The Company leases space for marketing company offices, vehicle repair shops and hitch installation centers from
subsidiaries of SAC Holdings, 5 SAC and Galaxy. Total lease payments pursuant to such leases were $2.1 million, $2.7
million and $2.7 million for fiscal 2008, 2007 and 2006, respectively. The terms of the leases are similar to the terms of
leases for other properties owned by unrelated parties that are leased to the Company.
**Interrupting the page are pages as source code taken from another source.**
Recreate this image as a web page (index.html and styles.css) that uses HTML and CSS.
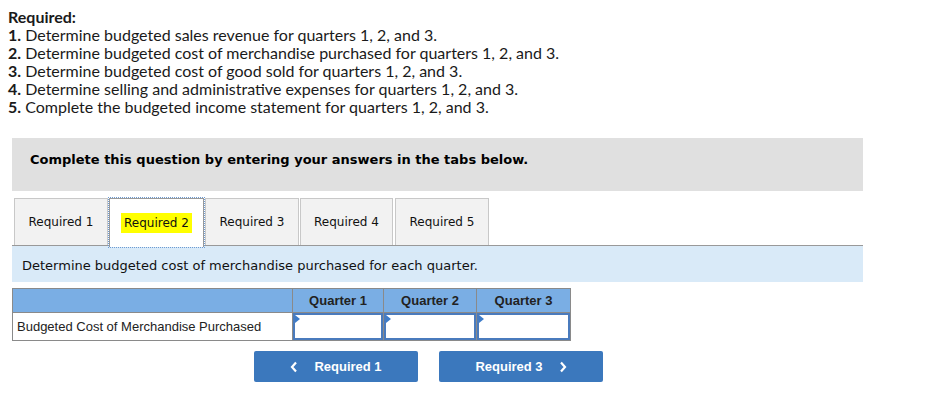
FILE: index.html
```html
<!DOCTYPE html>
<html>
<head>
<meta charset="utf-8">
<link rel="stylesheet" href="styles.css">
</head>
<body>
<div class="req">
  <div class="req-title">Required:</div>
  <div><b>1.</b> Determine budgeted sales revenue for quarters 1, 2, and 3.</div>
  <div><b>2.</b> Determine budgeted cost of merchandise purchased for quarters 1, 2, and 3.</div>
  <div><b>3.</b> Determine budgeted cost of good sold for quarters 1, 2, and 3.</div>
  <div><b>4.</b> Determine selling and administrative expenses for quarters 1, 2, and 3.</div>
  <div><b>5.</b> Complete the budgeted income statement for quarters 1, 2, and 3.</div>
</div>

<div class="panel">
  <div class="notice">Complete this question by entering your answers in the tabs below.</div>

  <div class="tabs">
    <div class="tab t1">Required 1</div>
    <div class="tab active t2"><span class="hl">Required 2</span></div>
    <div class="tab t3">Required 3</div>
    <div class="tab t4">Required 4</div>
    <div class="tab t5">Required 5</div>
  </div>

  <div class="instr">Determine budgeted cost of merchandise purchased for each quarter.</div>

  <table class="grid">
    <tr class="head">
      <th class="c-label"></th>
      <th class="c-q1">Quarter 1</th>
      <th class="c-q2">Quarter 2</th>
      <th class="c-q3">Quarter 3</th>
    </tr>
    <tr class="row">
      <td class="label">Budgeted Cost of Merchandise Purchased</td>
      <td class="inp"><div class="box"></div></td>
      <td class="inp"><div class="box"></div></td>
      <td class="inp"><div class="box"></div></td>
    </tr>
  </table>

  <div class="nav">
    <div class="btn prev">
      <svg width="8" height="12" viewBox="0 0 8 12"><path d="M6 1.5 L2 6 L6 10.5" fill="none" stroke="#fff" stroke-width="2.2"/></svg>
      <span>Required 1</span>
    </div>
    <div class="btn next">
      <span>Required 3</span>
      <svg width="8" height="12" viewBox="0 0 8 12"><path d="M2 1.5 L6 6 L2 10.5" fill="none" stroke="#fff" stroke-width="2.2"/></svg>
    </div>
  </div>
</div>
</body>
</html>
```

FILE: styles.css
```css
html, body {
  margin: 0;
  padding: 0;
  background: #fff;
}
body {
  padding-top: 8px;
}
.req {
  margin-left: 8px;
  font-family: "Lato", "Open Sans", sans-serif;
  font-size: 16px;
  line-height: 18px;
  color: #1a1a1a;
}
.req-title, .req b {
  font-weight: 700;
}
.panel {
  margin-left: 12px;
  width: 851px;
  margin-top: 22px;
}
.notice {
  background: #e0e0e0;
  height: 53px;
  box-sizing: border-box;
  padding: 14px 0 0 18px;
  font-family: "DejaVu Sans", Verdana, sans-serif;
  font-weight: bold;
  font-size: 13px;
  line-height: 16px;
  color: #000;
}
.tabs {
  margin-top: 7px;
  display: flex;
  padding-left: 2px;
  border-bottom: 1px solid #999;
  height: 47px;
}
.tab {
  box-sizing: border-box;
  height: 47px;
  background: #f2f2f2;
  border: 1px solid #c8c8c8;
  border-bottom: none;
  display: flex;
  align-items: center;
  justify-content: center;
  font-family: "DejaVu Sans", Verdana, sans-serif;
  font-size: 12px;
  color: #111;
}
.t1 { width: 94px; }
.t2 { width: 95px; margin-left: 1px; }
.t3 { width: 94px; margin-left: 1px; }
.t4 { width: 93px; margin-left: 1px; }
.t5 { width: 94px; margin-left: 2px; }
.tab.active {
  background: #fff;
  border: 1px solid #999;
  border-bottom: none;
  height: 49px;
  outline: 1px dotted #6d9bd3;
  position: relative;
  z-index: 1;
}
.hl {
  background: #ffff00;
  padding: 3px 3px;
}
.instr {
  background: #d9eaf8;
  height: 36px;
  box-sizing: border-box;
  padding: 12px 0 0 10px;
  font-family: "DejaVu Sans", Verdana, sans-serif;
  font-size: 13px;
  line-height: 16px;
  color: #111;
}
.grid {
  margin-top: 6px;
  border-collapse: collapse;
  font-family: "Liberation Sans", Arial, sans-serif;
  font-size: 13px;
}
.grid th, .grid td {
  border: 1px solid #8a8a8a;
  padding: 0;
}
.head th {
  background: #7aaee4;
  height: 23px;
  font-weight: bold;
  color: #222;
  text-align: center;
}
.c-label { width: 279px; }
.c-q1 { width: 90px; }
.c-q2 { width: 92px; }
.c-q3 { width: 93px; }
.row td {
  height: 27px;
}
.label {
  padding-left: 4px !important;
  color: #222;
  text-align: left;
}
.inp {
  position: relative;
}
.box {
  position: absolute;
  left: 0;
  top: 0;
  right: 0;
  bottom: 0;
  border: 2px solid #4a7bbd;
  background: #fff;
}
.box::before {
  content: "";
  position: absolute;
  left: 0;
  top: 0;
  border-left: 5px solid #3d7cc9;
  border-top: 4px solid transparent;
  border-bottom: 4px solid transparent;
}
.nav {
  display: flex;
  margin-top: 10px;
  margin-left: 242px;
  gap: 21px;
}
.btn {
  width: 164px;
  height: 31px;
  background: #3b78bd;
  border-radius: 2px;
  display: flex;
  align-items: center;
  justify-content: center;
  gap: 16px;
  color: #fff;
  font-family: "Liberation Sans", Arial, sans-serif;
  font-weight: bold;
  font-size: 13px;
}
.btn svg { display: block; }
```
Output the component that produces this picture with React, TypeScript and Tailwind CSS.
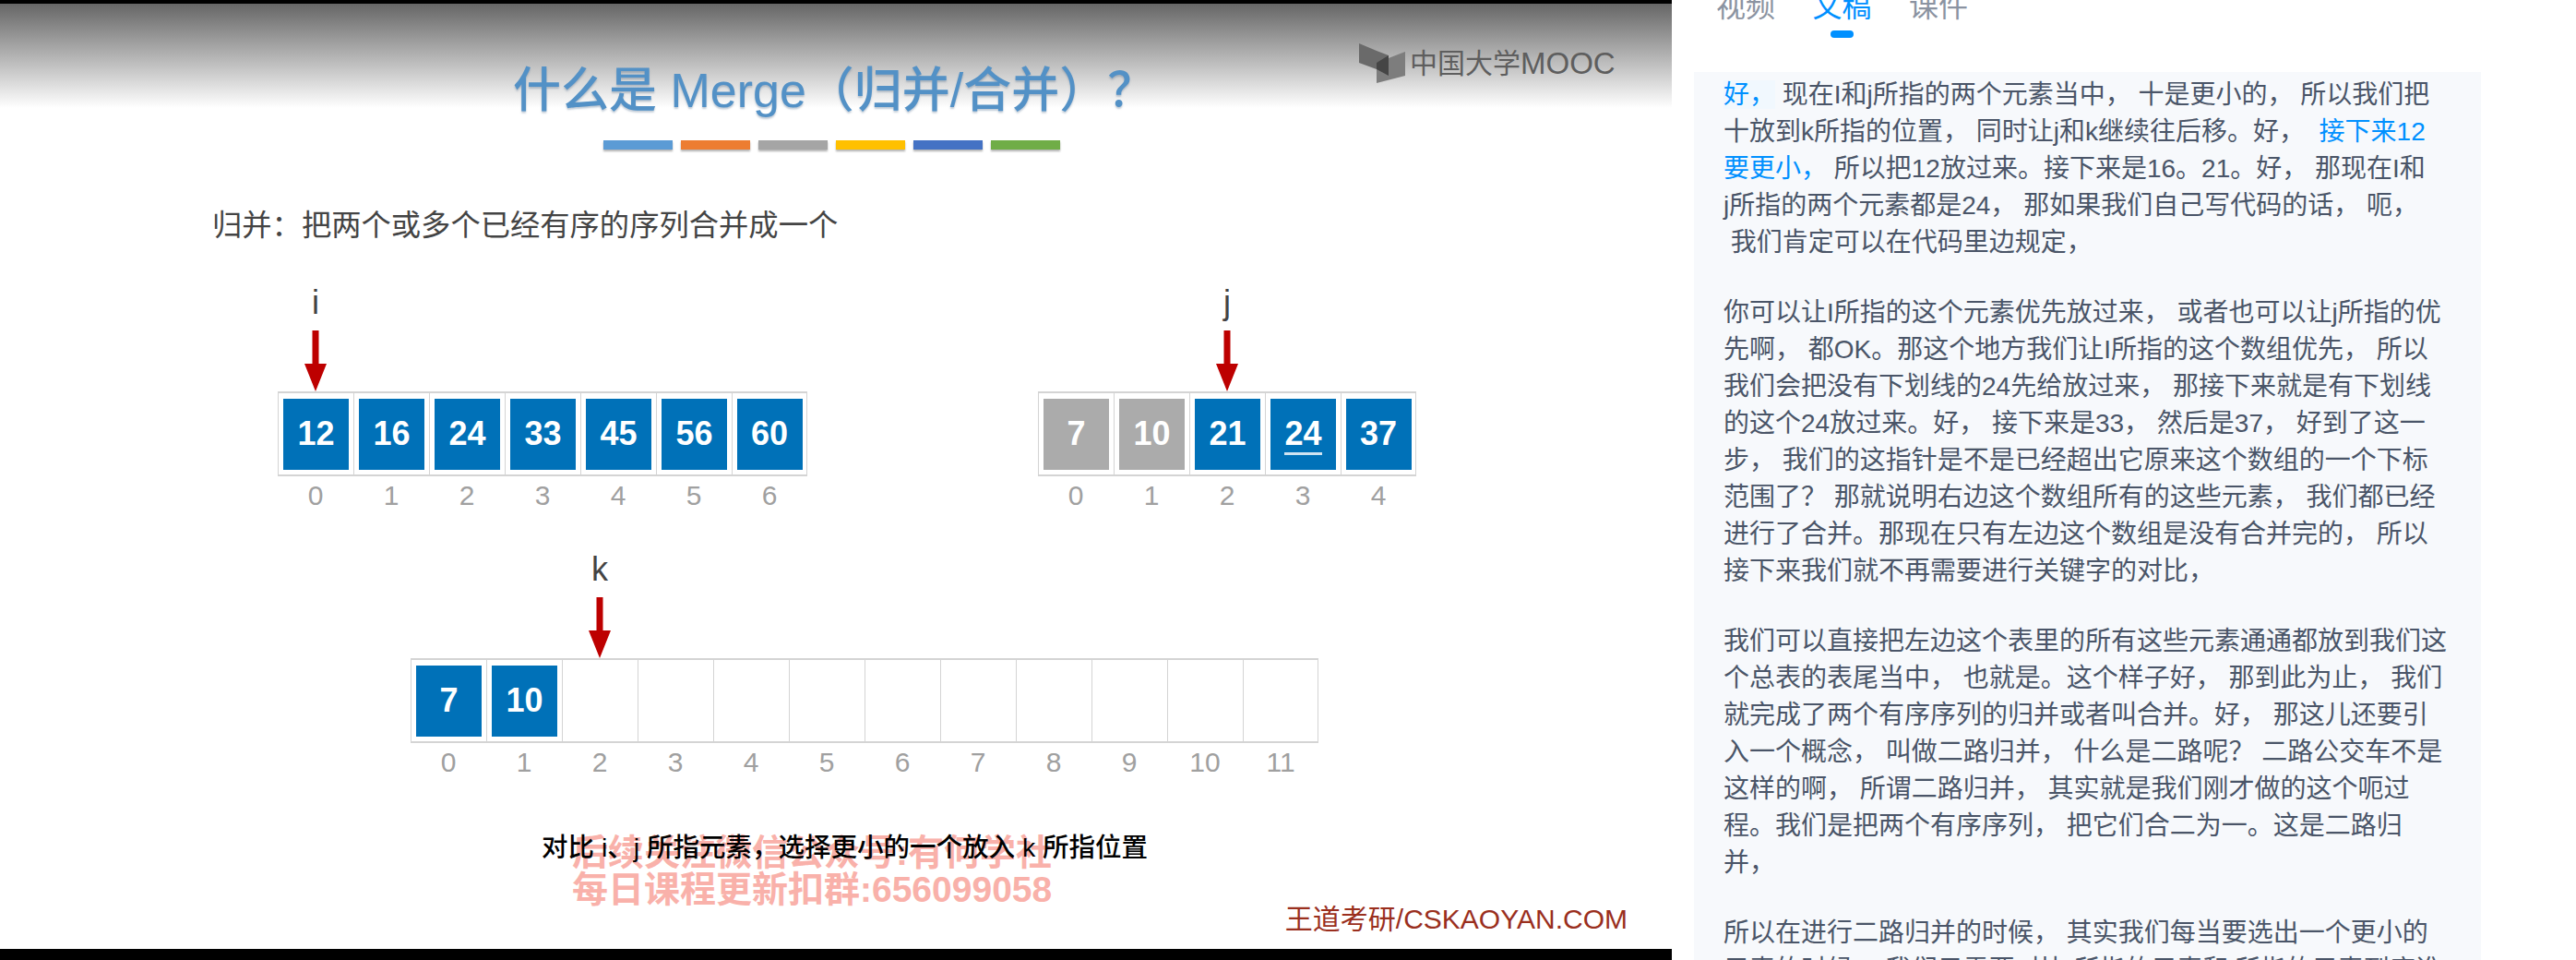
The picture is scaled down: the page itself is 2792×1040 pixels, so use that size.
import React from 'react';

type Tone = 'blue' | 'gray';

type Item = {
  value?: string;
  tone?: Tone;
  underline?: boolean;
};

const toItems = (values: string[], tone: Tone = 'blue'): Item[] => values.map((value) => ({ value, tone }));

const leftArray = toItems(['12', '16', '24', '33', '45', '56', '60']);
const rightArray: Item[] = [
  ...toItems(['7', '10'], 'gray'),
  { value: '21', tone: 'blue' },
  { value: '24', tone: 'blue', underline: true },
  { value: '37', tone: 'blue' },
];
const mergedArray: Item[] = [...toItems(['7', '10']), ...Array.from({ length: 10 }, () => ({}))];

const titleBars = ['bg-[#5b9bd5]', 'bg-[#ed7d31]', 'bg-[#a5a5a5]', 'bg-[#ffc000]', 'bg-[#4472c4]', 'bg-[#70ad47]'];

// transcript, one array per line so the breaks stay where they are in the picture
const transcript: (string | { blue: string; soft?: boolean })[][] = [
  [{ blue: '好，', soft: true }, ' 现在I和j所指的两个元素当中， 十是更小的， 所以我们把'],
  ['十放到k所指的位置， 同时让j和k继续往后移。好，\u00a0 ', { blue: '接下来12' }],
  [{ blue: '要更小，' }, ' 所以把12放过来。接下来是16。21。好， 那现在I和'],
  ['j所指的两个元素都是24， 那如果我们自己写代码的话， 呃，'],
  ['\u00a0我们肯定可以在代码里边规定，'],
  [],
  ['你可以让I所指的这个元素优先放过来， 或者也可以让j所指的优'],
  ['先啊， 都OK。那这个地方我们让I所指的这个数组优先， 所以'],
  ['我们会把没有下划线的24先给放过来， 那接下来就是有下划线'],
  ['的这个24放过来。好， 接下来是33， 然后是37， 好到了这一'],
  ['步， 我们的这指针是不是已经超出它原来这个数组的一个下标'],
  ['范围了？ 那就说明右边这个数组所有的这些元素， 我们都已经'],
  ['进行了合并。那现在只有左边这个数组是没有合并完的， 所以'],
  ['接下来我们就不再需要进行关键字的对比，'],
  [],
  ['我们可以直接把左边这个表里的所有这些元素通通都放到我们这'],
  ['个总表的表尾当中， 也就是。这个样子好， 那到此为止， 我们'],
  ['就完成了两个有序序列的归并或者叫合并。好， 那这儿还要引'],
  ['入一个概念， 叫做二路归并， 什么是二路呢？ 二路公交车不是'],
  ['这样的啊， 所谓二路归并， 其实就是我们刚才做的这个呃过'],
  ['程。我们是把两个有序序列， 把它们合二为一。这是二路归'],
  ['并，'],
  [],
  ['所以在进行二路归并的时候， 其实我们每当要选出一个更小的'],
  ['元素的时候， 我们只需要对比I所指的元素和j所指的元素到底谁'],
];

const Arrow = () => (
  <svg width="24" height="66" viewBox="0 0 24 66" className="shrink-0">
    <path d="M8.5 0h7v36H24L12 66 0 36h8.5z" fill="#bd0000" />
  </svg>
);

const NumberArray = ({ items, pointer, label }: { items: Item[]; pointer: number; label: string }) => (
  <div className="flex">
    {items.map((item, index) => (
      <div key={index} className="flex w-[82px] flex-col items-center">
        <div className="flex h-[114px] flex-col items-center justify-end">
          {index === pointer && (
            <>
              <span className="mb-[8px] text-[36px] leading-[44px] text-[#444]">{label}</span>
              <Arrow />
            </>
          )}
        </div>
        <div
          className={`flex h-[92px] w-[82px] items-center justify-center border-y-2 border-l border-[#d4d4d4] ${
            index === items.length - 1 ? 'border-r' : ''
          }`}
        >
          {item.value && (
            <div
              className={`relative flex h-[77px] w-[71px] items-center justify-center text-[36px] font-bold text-white ${
                item.tone === 'gray' ? 'bg-[#ababab]' : 'bg-[#0071b8]'
              }`}
            >
              {item.value}
              {item.underline && <span className="absolute bottom-[16px] h-[3px] w-[41px] bg-[#cfe3f1]" />}
            </div>
          )}
        </div>
        <div className="mt-[5px] text-[30px] leading-[32px] text-[#a0a0a0]">{index}</div>
      </div>
    ))}
  </div>
);

const MoocLogo = () => (
  <div className="absolute left-[1472px] top-[43px] flex items-center">
    <svg width="52" height="44" viewBox="0 0 52 44">
      <path d="M1 0l19 8 13 5v22l-13-7-19-7z" fill="#6a6a6a" />
      <path d="M20 21l31-12v26L20 43z" fill="#7d7d7d" />
      <path d="M20 21l13-8v22l-13-7z" fill="#454545" />
    </svg>
    <span className="ml-[4px] text-[30px] leading-[40px] text-[#5e5e5e]">中国大学</span>
    <span className="text-[33px] leading-[40px] text-[#5e5e5e]">MOOC</span>
  </div>
);

const Slide = () => (
  <div className="relative flex flex-1 flex-col bg-[linear-gradient(#666666_0px,#ffffff_113px)]">
    <h1 className="ml-[556px] mt-[64px] text-[52px] font-medium leading-[60px] text-[#5391c6] [text-shadow:0_2px_2px_rgba(80,110,140,0.35)]">
      什么是 Merge（归并/合并）？
    </h1>
    <div className="ml-[654px] mt-[24px] flex gap-[9px]">
      {titleBars.map((color) => (
        <div key={color} className={`h-[10px] w-[75px] shadow-[0_2px_2px_rgba(0,0,0,0.3)] ${color}`} />
      ))}
    </div>
    <p className="ml-[230px] mt-[62px] text-[32.3px] leading-[40px] text-[#444]">归并：把两个或多个已经有序的序列合并成一个</p>

    <div className="ml-[301px] mt-[46px] flex gap-[250px]">
      <NumberArray items={leftArray} pointer={0} label="i" />
      <NumberArray items={rightArray} pointer={2} label="j" />
    </div>
    <div className="ml-[445px] mt-[46px]">
      <NumberArray items={mergedArray} pointer={2} label="k" />
    </div>

    <div className="relative ml-[587px] mt-[58px]">
      <div className="absolute left-[33px] top-[4px] whitespace-nowrap text-[39px] font-bold leading-[40px] text-[#f9b1aa]">
        <div>后续关注微信公众号:有何学社</div>
        <div>每日课程更新扣群:656099058</div>
      </div>
      <p className="relative z-10 whitespace-pre text-[28.5px] font-medium leading-[36px] text-black">对比 i、j 所指元素，选择更小的一个放入 k 所指位置</p>
    </div>

    <div className="absolute bottom-[14px] right-[48px] text-[30px] leading-[36px] text-[#9a2f1e]">王道考研/CSKAOYAN.COM</div>
    <MoocLogo />
  </div>
);

const TabBar = () => (
  <div className="ml-[48px] mt-[-11px] flex gap-[40.5px] text-[32px] leading-[36px]">
    <span className="text-[#8b93a1]">视频</span>
    <div className="relative">
      <span className="text-[#0090ff]">文稿</span>
      <span className="absolute left-[19px] top-[44px] h-[8px] w-[25px] rounded-full bg-[#0090ff]" />
    </div>
    <span className="text-[#8b93a1]">课件</span>
  </div>
);

const Transcript = () => (
  <div className="mt-[53px] ml-[24px] h-[1000px] w-[853px] bg-[#f7f9fc] pl-[32px] pt-[5px] text-[28px] leading-[40px] text-[#4a5568]">
    {transcript.map((line, index) =>
      line.length === 0 ? (
        <div key={index} className="h-[36px]" />
      ) : (
        <div key={index} className="h-[40px] whitespace-pre">
          {line.map((part, partIndex) =>
            typeof part === 'string' ? (
              <span key={partIndex}>{part}</span>
            ) : (
              <span key={partIndex} className={`text-[#0090ff] ${part.soft ? 'bg-[#f1f8fe]' : ''}`}>
                {part.blue}
              </span>
            ),
          )}
        </div>
      ),
    )}
  </div>
);

export default function App() {
  return (
    <div className="flex h-[1040px] w-[2792px] overflow-hidden bg-white font-['Liberation_Sans','Noto_Sans_CJK_SC',sans-serif]">
      <div className="flex w-[1812px] shrink-0 flex-col">
        <div className="h-[4px] bg-black" />
        <Slide />
        <div className="h-[12px] bg-black" />
      </div>
      <div className="flex-1">
        <TabBar />
        <Transcript />
      </div>
    </div>
  );
}
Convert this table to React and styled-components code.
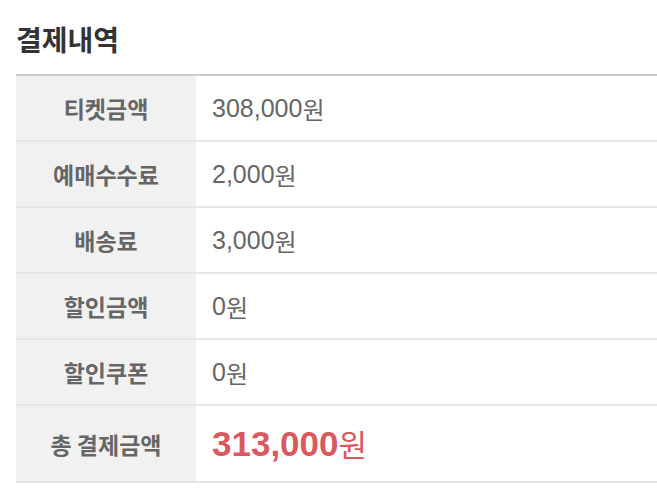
import React from "react";
import styled, { createGlobalStyle } from "styled-components";

const rows = [
  { label: "티켓금액", value: "308,000" },
  { label: "예매수수료", value: "2,000" },
  { label: "배송료", value: "3,000" },
  { label: "할인금액", value: "0" },
  { label: "할인쿠폰", value: "0" },
];

const App = () => {
  return (
    <>
      <GlobalStyle />
      <Page>
        <Title>결제내역</Title>
        <Table>
          {rows.map((row) => (
            <Row key={row.label}>
              <Label>{row.label}</Label>
              <Value>
                {row.value}
                <Unit>원</Unit>
              </Value>
            </Row>
          ))}
          <Row $total>
            <Label>총 결제금액</Label>
            <Value $total>
              313,000<Unit $total>원</Unit>
            </Value>
          </Row>
        </Table>
      </Page>
    </>
  );
};

const GlobalStyle = createGlobalStyle`
  body {
    margin: 0;
    background: #fff;
    font-family: "Noto Sans CJK KR", "Noto Sans", sans-serif;
  }
`;

const Page = styled.div`
  padding-left: 16px;
`;

const Title = styled.h2`
  margin: 22px 0 18px;
  font-size: 28px;
  line-height: 34px;
  font-weight: bold;
  color: #333;
`;

const Table = styled.div`
  border-top: 2px solid #cccccc;
`;

const Row = styled.div`
  display: grid;
  grid-template-columns: 180px 1fr;
  height: ${(p) => (p.$total ? "75px" : "64px")};
  border-bottom: 2px solid #e5e5e5;
`;

const Label = styled.div`
  display: flex;
  align-items: center;
  justify-content: center;
  background: #f1f1f1;
  font-size: 23px;
  font-weight: bold;
  color: #666;
`;

const Value = styled.div`
  display: flex;
  align-items: center;
  padding-left: 16px;
  font-family: "Liberation Sans", "Noto Sans CJK KR", sans-serif;
  font-size: ${(p) => (p.$total ? "35px" : "25px")};
  font-weight: ${(p) => (p.$total ? "bold" : "normal")};
  color: ${(p) => (p.$total ? "#d85a5e" : "#666")};
`;

const Unit = styled.span`
  font-family: "Noto Sans CJK KR", sans-serif;
  font-weight: normal;
  font-size: ${(p) => (p.$total ? "31px" : "24px")};
`;

export default App;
At March 31, 2008, subsidiaries of SAC Holdings, 4 SAC, 5 SAC, Galaxy and Private Mini acted as U-Haul independent
dealers. The financial and other terms of the dealership contracts with the aforementioned companies and their subsidiaries
are substantially identical to the terms of those with the Company’ s other independent dealers whereby commissions are
paid by the Company based upon equipment rental revenue. During fiscal 2008, 2007 and 2006 the Company paid the
above mentioned entities $36.0 million, $36.6 million and $36.8 million, respectively in commissions pursuant to such
dealership contracts.
These agreements and notes with subsidiaries of SAC Holdings, 4 SAC, 5 SAC, Galaxy and Private Mini, excluding
Dealer Agreements, provided revenues of $43.6 million, expenses of $2.1 million and cash flows of $68.8 million during
fiscal 2008. Revenues and commission expenses related to the Dealer Agreements were $170.0 million and $36.0 million,
respectively.
In prior years, U-Haul sold various properties to SAC Holdings at prices in excess of U-Haul’ s carrying values resulting
in gains which U-Haul deferred and treated as additional paid-in capital. The transferred properties have historically been
stated at the original cost basis as the gains were eliminated in consolidation. In March 2004, a portion of these deferred
gains were recognized and treated as contributions from a related party in the amount of $111.0 million as a result of the
deconsolidation of SAC Holding Corporation. In November 2007, the remaining portion of these deferred gains were
recognized and treated as contributions from a related party in the amount of $46.1 million as a result of the deconsolidation
of SAC Holding II Corporation.
On September 1, 2007, SAC Holding Corporation issued a promissory note to U-Haul. As part of the note, the Company
reclassified $20.0 million of deferred interest due from SAC Holding Corporation to a note receivable. The note accrues
interest at 9.0% per annum with interest payments due monthly and a final maturity in 2019.
During the second quarter of fiscal 2008, the Company received $20.1 million from SAC Holding Corporation as full
repayment for one of its junior notes.
In December 2007, Real Estate paid cash for the purchase of a parcel of land from 5 SAC for $0.5 million.